Le Hollandais lui donne la réplique avec une sobriété qui n’a d’égal que sa densité, les registres sont bellement unifiés, les forte déchirants. Alors que sa prestation dans Nabucco, à Genève, laissait dubitatif, en revanche, ici, il emporte l’adhésion par une émotion contenue qui compense quelques fragilités de justesse et de diction.
Le Daland de Patrick Simper pousse assez loin la caricature de l’avidité. Si l’artiste profite d’un beau médium, son vibrato est un peu ample et sa diction manque parfois de précision, alors que l’allemand est sa langue maternelle. Erik, l’amoureux éconduit souffre quant à lui d’aigus qui sentent l’effort, quasi aigres, tandis que l’on voudrait plus entendre le ténor équilibré et rayonnant de Yu Shao, impeccable, à l’exemple de Doris Lamprecht.
Beverly et Rebecca Blankenship sont des enfants de la balle familières des scènes lyriques car filles du ténor William Blankenship, décédé l’an passé. Il est regrettable que le duo ait privilégié les métaphores, les images séduisantes – notamment des tableaux arrêtés d’un bel esthétisme – au détriment d’une direction d’acteur ciselée qui aurait mené le spectacle nettement plus loin. La motivation des solistes comme des chœurs, semble trop souvent floue et extérieure. L’image finale elle-même n’est ni lisible ni conforme au livret annoncé dans le programme de salle.

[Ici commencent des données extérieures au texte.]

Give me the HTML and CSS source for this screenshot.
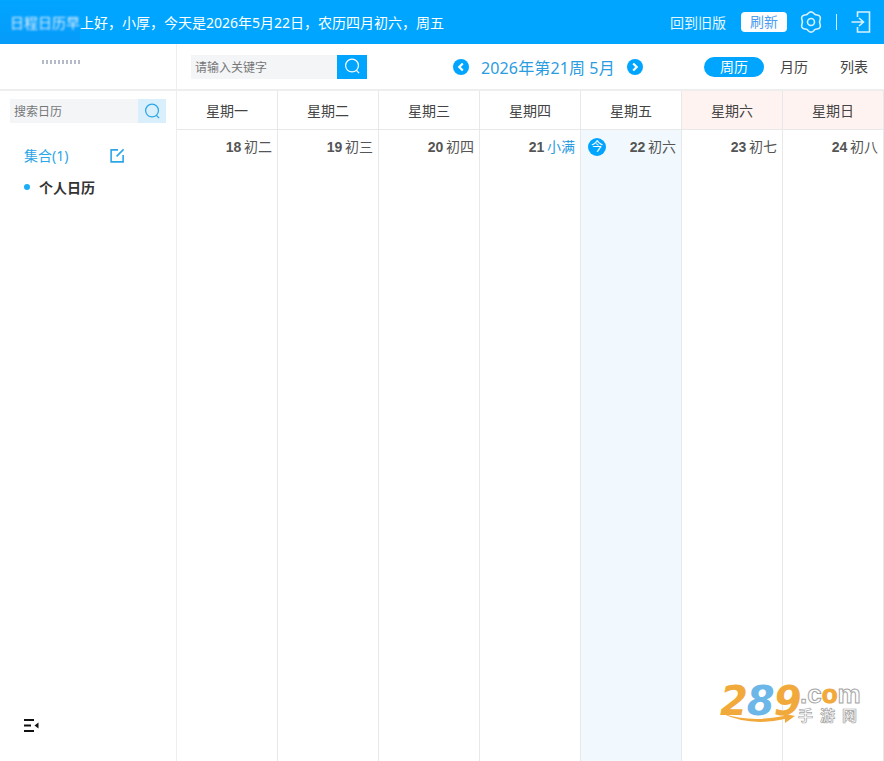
FILE: index.html
```html
<!DOCTYPE html>
<html>
<head>
    <meta charset="UTF-8">
    <title>日历</title>
    <link rel="stylesheet" href="styles.css">
</head>
<body>
    <header class="topbar">
        <div class="greeting">
            <span class="smudge-text">日程日历早</span><span>上好，小厚，今天是2026年5月22日，农历四月初六，周五</span>
        </div>
        <div class="smudge"></div>
        <div class="top-actions">
            <span class="old-link">回到旧版</span>
            <button class="refresh">刷新</button>
            <svg class="gear" viewBox="0 0 22 22" width="22" height="22">
                <path d="M8.300 2.300 Q11 -0.600 13.700 2.300 Q15 4.300 17.400 4 Q21.300 4.900 20.100 8.700 Q19 11 20.100 13.300 Q21.300 17.100 17.400 18 Q15 17.700 13.700 19.700 Q11 22.600 8.300 19.700 Q7 17.700 4.600 18 Q0.700 17.100 1.900 13.300 Q3 11 1.900 8.700 Q0.700 4.900 4.600 4 Q7 4.300 8.300 2.300 Z" fill="none" stroke="#d8f1ff" stroke-width="1.600"/>
                <circle cx="11" cy="11" r="3.500" fill="none" stroke="#d8f1ff" stroke-width="1.600"/>
            </svg>
            <span class="divider"></span>
            <svg class="logout" viewBox="0 0 20 22" width="20" height="22">
                <path d="M6.500 6 V1 H18.500 V21 H6.500 V16" fill="none" stroke="#d8f1ff" stroke-width="1.600"/>
                <path d="M0.500 11 H12 M8 7 L12.500 11 L8 15" fill="none" stroke="#d8f1ff" stroke-width="1.600"/>
            </svg>
        </div>
    </header>

    <div class="main">
        <aside class="sidebar">
            <div class="logo-area"><span class="logo-smudge"></span></div>
            <div class="side-search">
                <span class="side-search-text">搜索日历</span>
                <span class="side-search-btn">
                    <svg viewBox="0 0 18 18" width="17" height="17">
                        <circle cx="8.500" cy="8" r="6.800" fill="none" stroke="#2ba6e6" stroke-width="1.300"/>
                        <path d="M13 13 L16 16" stroke="#2ba6e6" stroke-width="1.300"/>
                    </svg>
                </span>
            </div>
            <div class="collection">
                <span class="collection-name">集合(1)</span>
                <svg viewBox="0 0 16 16" width="15" height="15">
                    <path d="M8.500 2 H1.200 V14.800 H14 V7.500" fill="none" stroke="#2ba6e6" stroke-width="1.700"/>
                    <path d="M7 9 L14.500 1.500" stroke="#2ba6e6" stroke-width="1.700"/>
                </svg>
            </div>
            <div class="calendar-item"><span class="dot"></span>个人日历</div>
            <div class="side-bottom">
                <svg viewBox="0 0 15 13" width="15" height="13">
                    <path d="M0 1 H10 M0 6.500 H7 M0 12 H10" stroke="#111" stroke-width="2"/>
                    <path d="M14.500 3.500 V9.500 L10.500 6.500 Z" fill="#111"/>
                </svg>
            </div>
        </aside>

        <section class="content">
            <div class="toolbar">
                <div class="key-search">
                    <span class="key-search-text">请输入关键字</span>
                    <span class="key-search-btn">
                        <svg viewBox="0 0 18 18" width="17" height="17">
                            <circle cx="8.500" cy="8" r="6.800" fill="none" stroke="#fff" stroke-width="1.300"/>
                            <path d="M13 13 L16 16" stroke="#fff" stroke-width="1.300"/>
                        </svg>
                    </span>
                </div>
                <div class="week-nav">
                    <svg viewBox="0 0 16 16" width="16" height="16">
                        <circle cx="8" cy="8" r="8" fill="#00a5ff"/>
                        <path d="M9.800 4.500 L6.300 8 L9.800 11.500" fill="none" stroke="#fff" stroke-width="2.200"/>
                    </svg>
                    <span class="week-title">2026年第21周 5月</span>
                    <svg viewBox="0 0 16 16" width="16" height="16">
                        <circle cx="8" cy="8" r="8" fill="#00a5ff"/>
                        <path d="M6.200 4.500 L9.700 8 L6.200 11.500" fill="none" stroke="#fff" stroke-width="2.200"/>
                    </svg>
                </div>
                <div class="view-tabs">
                    <span class="tab active">周历</span>
                    <span class="tab">月历</span>
                    <span class="tab">列表</span>
                </div>
            </div>

            <div class="week-head">
                <div class="head-cell">星期一</div>
                <div class="head-cell">星期二</div>
                <div class="head-cell">星期三</div>
                <div class="head-cell">星期四</div>
                <div class="head-cell">星期五</div>
                <div class="head-cell weekend">星期六</div>
                <div class="head-cell weekend">星期日</div>
            </div>

            <div class="week-body">
                <div class="day"><b>18</b> 初二</div>
                <div class="day"><b>19</b> 初三</div>
                <div class="day"><b>20</b> 初四</div>
                <div class="day"><b>21</b> <span class="term">小满</span></div>
                <div class="day today"><span class="today-mark">今</span><b>22</b> 初六</div>
                <div class="day"><b>23</b> 初七</div>
                <div class="day"><b>24</b> 初八</div>
            </div>
        </section>
    </div>

    <div class="watermark">
        <span class="wm-num">2<span class="wm-blue">8</span>9</span>
        <span class="wm-com">.c<span class="wm-o">o</span>m</span>
        <span class="wm-cn">手游网</span>
        <svg class="wm-swoosh" viewBox="0 0 76 12" width="76" height="12">
            <path d="M1 1 Q30 11 64 4 L61 1 L75 4 L65 11 L65 7 Q30 15 1 1 Z" fill="#f2a93b"/>
        </svg>
    </div>
</body>
</html>
```

FILE: styles.css
```css
* {
    box-sizing: border-box;
}

html, body {
    height: 100%;
}

body {
    margin: 0;
    height: 761px;
    overflow: hidden;
    position: relative;
    display: flex;
    flex-direction: column;
    font-family: "Noto Sans", "Noto Sans CJK SC", sans-serif;
    font-size: 14px;
    color: #444;
    background: #fff;
}

.topbar {
    height: 44px;
    flex: none;
    display: flex;
    align-items: center;
    justify-content: space-between;
    background: #00a5ff;
    color: #fff;
    padding-right: 13px;
}

.greeting {
    font-size: 14px;
    white-space: nowrap;
    padding-left: 10px;
}

.smudge-text {
    filter: blur(0.8px);
}

.smudge {
    position: absolute;
    left: 0;
    top: 0;
    width: 80px;
    height: 44px;
    background: linear-gradient(to bottom, rgba(30, 120, 230, 0), rgba(30, 120, 230, 0.22));
}

.top-actions {
    display: flex;
    align-items: center;
}

.old-link {
    color: #e4f6ff;
    margin-right: 15px;
}

.refresh {
    width: 46px;
    height: 20px;
    padding: 0;
    border: none;
    border-radius: 4px;
    background: #fff;
    color: #4d9df0;
    font-family: inherit;
    font-size: 14px;
    line-height: 20px;
}

.gear {
    margin-left: 13px;
}

.divider {
    width: 1px;
    height: 16px;
    background: #d8f1ff;
    margin: 0 14px;
}

.main {
    flex: 1;
    display: flex;
    min-height: 0;
}

.sidebar {
    width: 177px;
    flex: none;
    display: flex;
    flex-direction: column;
    border-right: 1px solid #eee;
}

.logo-area {
    height: 47px;
    flex: none;
    border-bottom: 2px solid #eee;
}

.logo-smudge {
    display: block;
    width: 40px;
    height: 4px;
    margin: 16px 0 0 42px;
    background: repeating-linear-gradient(to right, #b4bcc8 0 2px, #fff 2px 4px);
    filter: blur(0.7px);
}

.side-search {
    display: flex;
    align-items: center;
    justify-content: space-between;
    height: 24px;
    margin: 8px 10px 0;
    background: #f3f5f7;
}

.side-search-text {
    padding-left: 4px;
    font-size: 12px;
    color: #777;
}

.side-search-btn {
    width: 28px;
    height: 24px;
    display: flex;
    align-items: center;
    justify-content: center;
    background: #d9effc;
}

.collection {
    display: flex;
    align-items: center;
    gap: 42px;
    margin: 22px 0 0 24px;
    height: 20px;
}

.collection-name {
    color: #2ba6e6;
}

.calendar-item {
    display: flex;
    align-items: center;
    margin: 12px 0 0 24px;
    height: 20px;
    font-size: 14px;
    font-weight: 700;
    color: #333;
}

.dot {
    width: 6px;
    height: 6px;
    margin-right: 9px;
    border-radius: 50%;
    background: #19aef5;
}

.side-bottom {
    margin-top: auto;
    padding: 0 0 29px 24px;
    line-height: 0;
}

.content {
    flex: 1;
    min-width: 0;
    display: flex;
    flex-direction: column;
}

.toolbar {
    height: 47px;
    flex: none;
    display: flex;
    align-items: center;
    padding-left: 14px;
    border-bottom: 2px solid #eee;
}

.key-search {
    width: 176px;
    height: 24px;
    display: flex;
    align-items: center;
    justify-content: space-between;
    background: #f3f5f7;
}

.key-search-text {
    padding-left: 4px;
    font-size: 12px;
    color: #777;
}

.key-search-btn {
    width: 30px;
    height: 24px;
    display: flex;
    align-items: center;
    justify-content: center;
    background: #00a5ff;
}

.week-nav {
    display: flex;
    align-items: center;
    gap: 12px;
    margin-left: 86px;
    color: #2b9ce0;
}

.week-title {
    font-size: 16px;
    letter-spacing: 0.13px;
    white-space: nowrap;
}

.view-tabs {
    display: flex;
    align-items: center;
    margin-left: auto;
}

.tab {
    width: 60px;
    height: 20px;
    line-height: 20px;
    text-align: center;
    font-size: 14px;
    color: #444;
}

.tab.active {
    border-radius: 10px;
    background: #00a5ff;
    color: #fff;
}

.week-head {
    height: 39px;
    flex: none;
    display: grid;
    grid-template-columns: repeat(7, 101px);
    border-bottom: 1px solid #e8e8e8;
}

.head-cell {
    display: flex;
    align-items: center;
    justify-content: center;
    border-right: 1px solid #e8e8e8;
    color: #444;
}

.head-cell.weekend {
    background: #fff3f1;
}

.week-body {
    flex: 1;
    display: grid;
    grid-template-columns: repeat(7, 101px);
}

.day {
    padding: 7px 5px 0 0;
    text-align: right;
    border-right: 1px solid #e8e8e8;
    color: #555;
    line-height: 20px;
    word-spacing: -1px;
    position: relative;
}

.day b {
    font-family: "Liberation Sans", sans-serif;
}

.day.today {
    background: #f2f9fe;
}

.term {
    color: #2b9ce0;
}

.today-mark {
    position: absolute;
    left: 7px;
    top: 8px;
    width: 18px;
    height: 18px;
    border-radius: 50%;
    background: #00a5ff;
    color: #fff;
    font-size: 12px;
    line-height: 18px;
    text-align: center;
}

.watermark {
    position: absolute;
    left: 720px;
    top: 680px;
    width: 145px;
    height: 45px;
}

.wm-num {
    position: absolute;
    left: 0;
    top: 3px;
    font-family: "DejaVu Sans", sans-serif;
    font-weight: 700;
    font-style: italic;
    font-size: 40px;
    line-height: 36px;
    letter-spacing: -1px;
    color: #f2a93b;
}

.wm-blue {
    color: #6cb6e8;
}

.wm-com {
    position: absolute;
    left: 80px;
    top: 3px;
    font-family: "Liberation Sans", sans-serif;
    font-size: 26px;
    font-weight: 700;
    line-height: 22px;
    color: #fff;
    -webkit-text-stroke: 1px #a5a5a5;
}

.wm-o {
    color: #f2a93b;
    -webkit-text-stroke: 1px #f2a93b;
}

.wm-cn {
    position: absolute;
    left: 78px;
    top: 28px;
    font-size: 15px;
    font-weight: 700;
    line-height: 15px;
    letter-spacing: 7px;
    white-space: nowrap;
    color: #fff;
    -webkit-text-stroke: 0.7px #a5a5a5;
}

.wm-swoosh {
    position: absolute;
    left: 0;
    top: 32px;
}
```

Les choristes d’Angers-Nantes Opéra ne déméritent pas avec de très beaux ensembles sonores et charpentés même si les finales décalées se multiplient dans les pupitres masculins, alors que les aigus des sopranos manquent clairement de couverture.
Dans la fosse, en revanche, aucune imprécision : sous la direction passionnée de Rudolf Piehlmayer, l’Orchestre Symphonique de Bretagne est particulièrement en verve, jouissant d’une pâte sonore ductile, charnue qui joue des couleurs comme du volume avec souplesse.
Une production à découvrir à Nantes du 5 au 13 juin prochain et le 13 juin sur écrans dans 39 communes du Grand Ouest et sur France Musique.